::: Data block :::
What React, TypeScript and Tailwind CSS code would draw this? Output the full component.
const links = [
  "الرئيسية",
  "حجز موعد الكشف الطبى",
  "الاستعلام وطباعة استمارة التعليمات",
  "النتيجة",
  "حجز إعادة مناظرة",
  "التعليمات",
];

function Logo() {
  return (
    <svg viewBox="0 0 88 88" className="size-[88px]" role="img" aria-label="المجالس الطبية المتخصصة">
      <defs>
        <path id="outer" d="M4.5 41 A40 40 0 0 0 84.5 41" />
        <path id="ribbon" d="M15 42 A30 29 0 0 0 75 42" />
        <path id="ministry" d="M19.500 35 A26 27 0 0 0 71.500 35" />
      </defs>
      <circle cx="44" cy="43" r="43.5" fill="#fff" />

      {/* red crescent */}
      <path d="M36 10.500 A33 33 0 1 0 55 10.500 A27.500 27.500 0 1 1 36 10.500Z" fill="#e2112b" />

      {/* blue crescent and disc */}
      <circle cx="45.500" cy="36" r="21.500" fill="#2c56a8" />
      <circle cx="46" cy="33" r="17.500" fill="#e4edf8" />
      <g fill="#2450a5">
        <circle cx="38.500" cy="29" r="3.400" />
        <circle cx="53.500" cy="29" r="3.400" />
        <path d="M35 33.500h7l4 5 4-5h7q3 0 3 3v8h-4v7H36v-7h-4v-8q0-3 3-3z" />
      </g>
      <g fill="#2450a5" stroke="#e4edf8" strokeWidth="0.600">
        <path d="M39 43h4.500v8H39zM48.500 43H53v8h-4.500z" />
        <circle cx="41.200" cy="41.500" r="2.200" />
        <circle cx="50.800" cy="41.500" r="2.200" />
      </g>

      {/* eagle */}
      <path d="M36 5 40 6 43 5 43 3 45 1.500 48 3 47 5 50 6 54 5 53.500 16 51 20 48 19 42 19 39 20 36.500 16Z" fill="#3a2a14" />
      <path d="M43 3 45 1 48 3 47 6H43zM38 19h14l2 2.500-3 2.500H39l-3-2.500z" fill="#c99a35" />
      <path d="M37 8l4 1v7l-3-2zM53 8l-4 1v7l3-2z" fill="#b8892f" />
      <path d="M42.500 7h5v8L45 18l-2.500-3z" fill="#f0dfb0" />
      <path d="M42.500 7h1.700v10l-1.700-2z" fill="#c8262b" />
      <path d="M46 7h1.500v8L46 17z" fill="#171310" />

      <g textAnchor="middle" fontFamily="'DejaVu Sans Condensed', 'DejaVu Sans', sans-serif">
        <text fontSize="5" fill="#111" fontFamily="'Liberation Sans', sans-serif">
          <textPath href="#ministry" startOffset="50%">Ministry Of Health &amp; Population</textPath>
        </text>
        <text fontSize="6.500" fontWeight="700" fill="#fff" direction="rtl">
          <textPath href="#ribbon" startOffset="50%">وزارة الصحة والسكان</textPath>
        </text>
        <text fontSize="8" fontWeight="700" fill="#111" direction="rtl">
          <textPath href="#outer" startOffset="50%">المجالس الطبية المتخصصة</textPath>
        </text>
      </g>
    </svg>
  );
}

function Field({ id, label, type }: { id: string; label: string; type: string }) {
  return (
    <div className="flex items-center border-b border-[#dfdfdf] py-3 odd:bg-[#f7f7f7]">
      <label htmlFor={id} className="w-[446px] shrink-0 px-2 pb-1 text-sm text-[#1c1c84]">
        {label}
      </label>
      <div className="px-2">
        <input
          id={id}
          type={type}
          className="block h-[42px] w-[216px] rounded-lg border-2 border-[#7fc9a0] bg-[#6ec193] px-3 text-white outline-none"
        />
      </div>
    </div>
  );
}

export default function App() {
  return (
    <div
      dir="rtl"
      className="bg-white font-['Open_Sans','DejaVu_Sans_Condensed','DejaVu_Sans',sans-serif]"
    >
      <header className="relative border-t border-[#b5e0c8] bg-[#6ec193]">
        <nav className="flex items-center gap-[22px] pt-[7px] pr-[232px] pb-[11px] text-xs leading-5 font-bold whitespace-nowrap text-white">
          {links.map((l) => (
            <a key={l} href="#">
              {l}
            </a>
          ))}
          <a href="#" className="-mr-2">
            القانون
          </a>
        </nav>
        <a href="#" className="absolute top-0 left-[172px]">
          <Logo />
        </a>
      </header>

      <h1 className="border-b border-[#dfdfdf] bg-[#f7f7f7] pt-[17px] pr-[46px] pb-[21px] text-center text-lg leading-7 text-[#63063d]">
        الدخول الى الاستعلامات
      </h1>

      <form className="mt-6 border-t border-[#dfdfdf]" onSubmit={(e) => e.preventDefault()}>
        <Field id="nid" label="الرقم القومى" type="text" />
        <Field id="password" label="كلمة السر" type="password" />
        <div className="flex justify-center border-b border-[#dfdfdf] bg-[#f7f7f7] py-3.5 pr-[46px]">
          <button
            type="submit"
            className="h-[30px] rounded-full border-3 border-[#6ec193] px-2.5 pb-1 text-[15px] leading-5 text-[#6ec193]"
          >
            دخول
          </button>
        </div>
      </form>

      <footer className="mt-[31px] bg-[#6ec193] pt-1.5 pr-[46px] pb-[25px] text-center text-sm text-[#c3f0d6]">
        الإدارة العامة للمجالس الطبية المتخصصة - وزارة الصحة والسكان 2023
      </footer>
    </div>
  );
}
:::
* [What is required]:
Each line of the listing above should be output exactly.

* [Result of this task]:
What React, TypeScript and Tailwind CSS code would draw this? Output the full component.
const links = [
  "الرئيسية",
  "حجز موعد الكشف الطبى",
  "الاستعلام وطباعة استمارة التعليمات",
  "النتيجة",
  "حجز إعادة مناظرة",
  "التعليمات",
];

function Logo() {
  return (
    <svg viewBox="0 0 88 88" className="size-[88px]" role="img" aria-label="المجالس الطبية المتخصصة">
      <defs>
        <path id="outer" d="M4.5 41 A40 40 0 0 0 84.5 41" />
        <path id="ribbon" d="M15 42 A30 29 0 0 0 75 42" />
        <path id="ministry" d="M19.500 35 A26 27 0 0 0 71.500 35" />
      </defs>
      <circle cx="44" cy="43" r="43.5" fill="#fff" />

      {/* red crescent */}
      <path d="M36 10.500 A33 33 0 1 0 55 10.500 A27.500 27.500 0 1 1 36 10.500Z" fill="#e2112b" />

      {/* blue crescent and disc */}
      <circle cx="45.500" cy="36" r="21.500" fill="#2c56a8" />
      <circle cx="46" cy="33" r="17.500" fill="#e4edf8" />
      <g fill="#2450a5">
        <circle cx="38.500" cy="29" r="3.400" />
        <circle cx="53.500" cy="29" r="3.400" />
        <path d="M35 33.500h7l4 5 4-5h7q3 0 3 3v8h-4v7H36v-7h-4v-8q0-3 3-3z" />
      </g>
      <g fill="#2450a5" stroke="#e4edf8" strokeWidth="0.600">
        <path d="M39 43h4.500v8H39zM48.500 43H53v8h-4.500z" />
        <circle cx="41.200" cy="41.500" r="2.200" />
        <circle cx="50.800" cy="41.500" r="2.200" />
      </g>

      {/* eagle */}
      <path d="M36 5 40 6 43 5 43 3 45 1.500 48 3 47 5 50 6 54 5 53.500 16 51 20 48 19 42 19 39 20 36.500 16Z" fill="#3a2a14" />
      <path d="M43 3 45 1 48 3 47 6H43zM38 19h14l2 2.500-3 2.500H39l-3-2.500z" fill="#c99a35" />
      <path d="M37 8l4 1v7l-3-2zM53 8l-4 1v7l3-2z" fill="#b8892f" />
      <path d="M42.500 7h5v8L45 18l-2.500-3z" fill="#f0dfb0" />
      <path d="M42.500 7h1.700v10l-1.700-2z" fill="#c8262b" />
      <path d="M46 7h1.500v8L46 17z" fill="#171310" />

      <g textAnchor="middle" fontFamily="'DejaVu Sans Condensed', 'DejaVu Sans', sans-serif">
        <text fontSize="5" fill="#111" fontFamily="'Liberation Sans', sans-serif">
          <textPath href="#ministry" startOffset="50%">Ministry Of Health &amp; Population</textPath>
        </text>
        <text fontSize="6.500" fontWeight="700" fill="#fff" direction="rtl">
          <textPath href="#ribbon" startOffset="50%">وزارة الصحة والسكان</textPath>
        </text>
        <text fontSize="8" fontWeight="700" fill="#111" direction="rtl">
          <textPath href="#outer" startOffset="50%">المجالس الطبية المتخصصة</textPath>
        </text>
      </g>
    </svg>
  );
}

function Field({ id, label, type }: { id: string; label: string; type: string }) {
  return (
    <div className="flex items-center border-b border-[#dfdfdf] py-3 odd:bg-[#f7f7f7]">
      <label htmlFor={id} className="w-[446px] shrink-0 px-2 pb-1 text-sm text-[#1c1c84]">
        {label}
      </label>
      <div className="px-2">
        <input
          id={id}
          type={type}
          className="block h-[42px] w-[216px] rounded-lg border-2 border-[#7fc9a0] bg-[#6ec193] px-3 text-white outline-none"
        />
      </div>
    </div>
  );
}

export default function App() {
  return (
    <div
      dir="rtl"
      className="bg-white font-['Open_Sans','DejaVu_Sans_Condensed','DejaVu_Sans',sans-serif]"
    >
      <header className="relative border-t border-[#b5e0c8] bg-[#6ec193]">
        <nav className="flex items-center gap-[22px] pt-[7px] pr-[232px] pb-[11px] text-xs leading-5 font-bold whitespace-nowrap text-white">
          {links.map((l) => (
            <a key={l} href="#">
              {l}
            </a>
          ))}
          <a href="#" className="-mr-2">
            القانون
          </a>
        </nav>
        <a href="#" className="absolute top-0 left-[172px]">
          <Logo />
        </a>
      </header>

      <h1 className="border-b border-[#dfdfdf] bg-[#f7f7f7] pt-[17px] pr-[46px] pb-[21px] text-center text-lg leading-7 text-[#63063d]">
        الدخول الى الاستعلامات
      </h1>

      <form className="mt-6 border-t border-[#dfdfdf]" onSubmit={(e) => e.preventDefault()}>
        <Field id="nid" label="الرقم القومى" type="text" />
        <Field id="password" label="كلمة السر" type="password" />
        <div className="flex justify-center border-b border-[#dfdfdf] bg-[#f7f7f7] py-3.5 pr-[46px]">
          <button
            type="submit"
            className="h-[30px] rounded-full border-3 border-[#6ec193] px-2.5 pb-1 text-[15px] leading-5 text-[#6ec193]"
          >
            دخول
          </button>
        </div>
      </form>

      <footer className="mt-[31px] bg-[#6ec193] pt-1.5 pr-[46px] pb-[25px] text-center text-sm text-[#c3f0d6]">
        الإدارة العامة للمجالس الطبية المتخصصة - وزارة الصحة والسكان 2023
      </footer>
    </div>
  );
}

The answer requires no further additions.